Today’s catalogers moving into retail and cyberspace will run into similar issues. For one, the Internet sales tax issue has yet to be resolved, (although it looks like Web merchants will get a reprieve through 2006), but marketers had better keep detailed sales records within each channel to avoid potential future liabilities should they need to start collecting use-tax.
Without question, catalogers are now in a very dynamic, exciting, and fast-paced era. But marketers should never lose sight of the basics that made them successful in the past – sound reporting techniques, target marketing strategies, ever-refining measurements and feedback, paying constant attention to ROI, and always listening to their employees and customers.
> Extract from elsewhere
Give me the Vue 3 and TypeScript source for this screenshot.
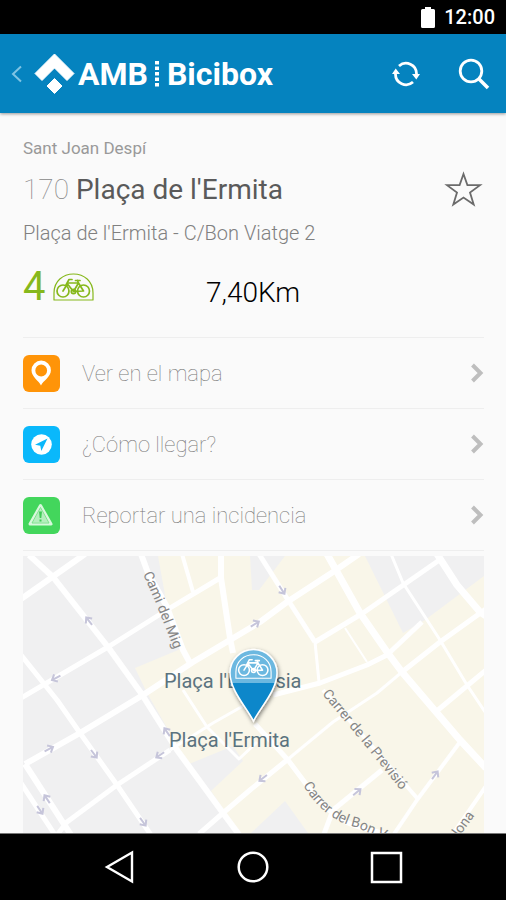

Given the substantial valuations of dot-coms just a few months ago, many multichannel marketers have been tempted to spin off their Internet divisions as a separate company, and some have even done it. And six months ago, I might have even encouraged catalogers to create separate Web companies. But now that Web valuations have cooled off considerably, I’d lean toward keeping the Web under the same company for now. After all, few cataloger/retailers see the need for a separate retail division.
Forrester Research predicts a “massive shakeout in dot-com retailers” before the year is over, with the brick and mortar retailers and catalogers emerging as the survivors. This reminds me of the late 1980s, when highly overpriced leveraged buy-outs were in fashion (Brookstone was one) and the marketplace came to its senses then and made major corrections. I believe this will continue to happen with e-commerce valuations.